Now, for practical reasons it was called "The house of bread," because it was a city in the middle of wheat fields. And whenever the wheat was harvested, there was a threshing floor there. And this is where the grain was separated from the chaff, and it was ground into flour so that it could become life-giving bread. How fitting that it be called Bethlehem, the house of bread. In the natural, it made perfect sense. But in the supernatural, this is the house where God is going to bring you and I the Bread of Eternal Life. This is the place where the one Who is going to be sacrificed for us is going to begin His life. And His life is not something that is to be lived in luxury but His life is something to where He was sent into His own and they received Him not, where He was wounded for our transgressions. He was bruised for our iniquities. He was chastised for our peace, and the punishment of our sin was upon Him. He was ground from the seed that was sown into the flour that could be made into the Bread of Life that gives you and I the opportunity to become sons and daughters of the Most High God.

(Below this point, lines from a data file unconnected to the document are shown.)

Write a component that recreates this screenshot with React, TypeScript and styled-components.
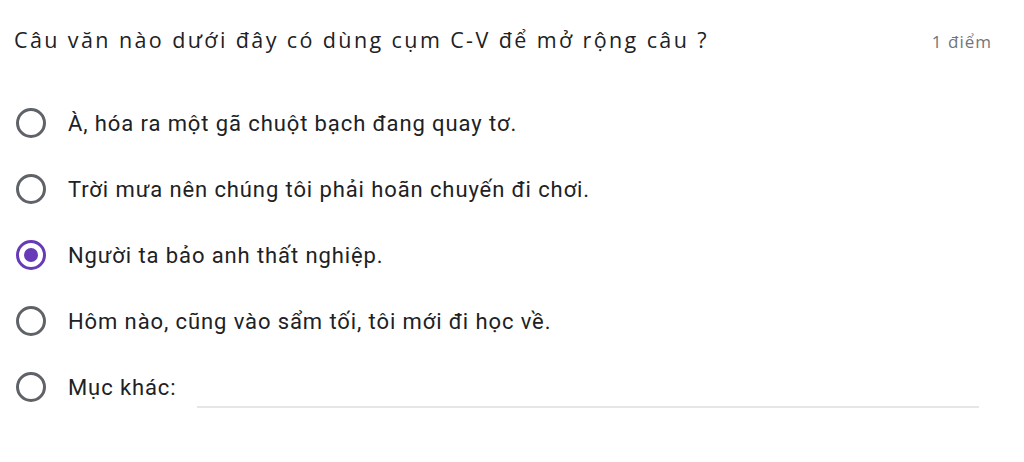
import React from "react";
import styled, { createGlobalStyle } from "styled-components";

const Global = createGlobalStyle`
  html, body { margin: 0; padding: 0; background: #ffffff; }
  body { width: 1024px; height: 462px; overflow: hidden; }
`;

const Card = styled.div`
  display: flex;
  flex-direction: column;
  padding: 0 32px 0 14px;
`;

const Header = styled.div`
  display: flex;
  align-items: baseline;
  justify-content: space-between;
  padding-top: 25px;
  height: 66px;
  box-sizing: border-box;
`;

const Title = styled.div`
  font-family: "Open Sans", "Noto Sans", sans-serif;
  font-size: 21.5px;
  color: #202124;
  letter-spacing: 2.4px;
`;

const Points = styled.div`
  font-family: "Open Sans", "Noto Sans", sans-serif;
  font-size: 17px;
  color: #70757a;
  letter-spacing: 1px;
`;

const Options = styled.div`
  display: flex;
  flex-direction: column;
  margin-top: 24px;
`;

const Row = styled.label`
  display: flex;
  align-items: center;
  height: 66px;
  padding-left: 2px;
`;

const Radio = styled.span<{ $checked?: boolean }>`
  width: 30px;
  height: 30px;
  box-sizing: border-box;
  border-radius: 50%;
  border: 3px solid ${(p) => (p.$checked ? "#673ab7" : "#5f6368")};
  display: flex;
  align-items: center;
  justify-content: center;
  flex-shrink: 0;
  &::after {
    content: "";
    display: ${(p) => (p.$checked ? "block" : "none")};
    width: 14px;
    height: 14px;
    border-radius: 50%;
    background: #673ab7;
  }
`;

const Text = styled.span`
  font-family: Roboto, "Liberation Sans", sans-serif;
  font-size: 22px;
  color: #202124;
  margin-left: 22px;
  letter-spacing: 0.9px;
`;

const OtherInput = styled.span`
  flex: 1;
  align-self: stretch;
  margin-left: 20px;
  margin-right: 13px;
  border-bottom: 2px solid #e6e6e6;
  margin-bottom: 12px;
`;

const options = [
  "À, hóa ra một gã chuột bạch đang quay tơ.",
  "Trời mưa nên chúng tôi phải hoãn chuyến đi chơi.",
  "Người ta bảo anh thất nghiệp.",
  "Hôm nào, cũng vào sẩm tối, tôi mới đi học về.",
];

export default function App() {
  return (
    <>
      <Global />
      <Card>
        <Header>
          <Title>Câu văn nào dưới đây có dùng cụm C-V để mở rộng câu ?</Title>
          <Points>1 điểm</Points>
        </Header>
        <Options>
          {options.map((o, i) => (
            <Row key={i}>
              <Radio $checked={i === 2} />
              <Text>{o}</Text>
            </Row>
          ))}
          <Row>
            <Radio />
            <Text>Mục khác:</Text>
            <OtherInput />
          </Row>
        </Options>
      </Card>
    </>
  );
}
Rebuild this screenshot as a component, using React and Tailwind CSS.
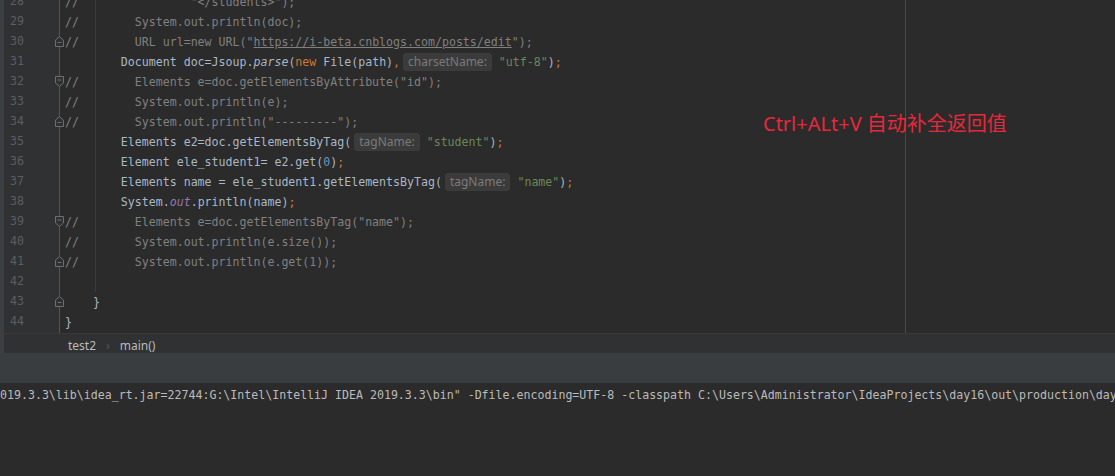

Today, I thank God for Bethlehem, because though it was unassuming in the eyes of men, it was everything in the hand of God. And when something is in God's hands, He can use it to change your world forever. So often, I'm concerned about the treasure that God has given us, because we have forgotten the power that it has empowered us with. Today, I want you to come with me to a place of God's grace, His mercy, the house of bread in Bethlehem, and recognize that it was an appointed place. God has an appointed place to pour out His blessings in your life. Nothing happens by accident. Nothing happens by happenstance. And oftentimes, we as Bible-believing Christians filled with faith, we want to put our faith in things like irony and luck.

How many times do you hear people say, "Well, I was fortunate". You're not fortunate. You're favored. And there's a God Who has His hand of favor on you. God chose Bethlehem. Why? Because it was in the ancient city of Bethlehem where the first person, who was outside of the lineage of Abraham, Isaac and Jacob, was grafted into the promises of God. We read in the Old Testament, in the book of Ruth, that a man from Bethlehem was in a famine and left Bethlehem for Moab. And there in Moab, his sons took Moabite wives, one, Ruth: and the other, Orpah. Those sons and Naomi's husband die. Naomi returns to Bethlehem. And this is where we get the Ruth statement, the loyalty oath, "Entreat me not to leave thee, nor to turn back from following after thee. For where you lodge, I will lodge. And your people shall be my people, and my God shall be your God, and where you die, I die".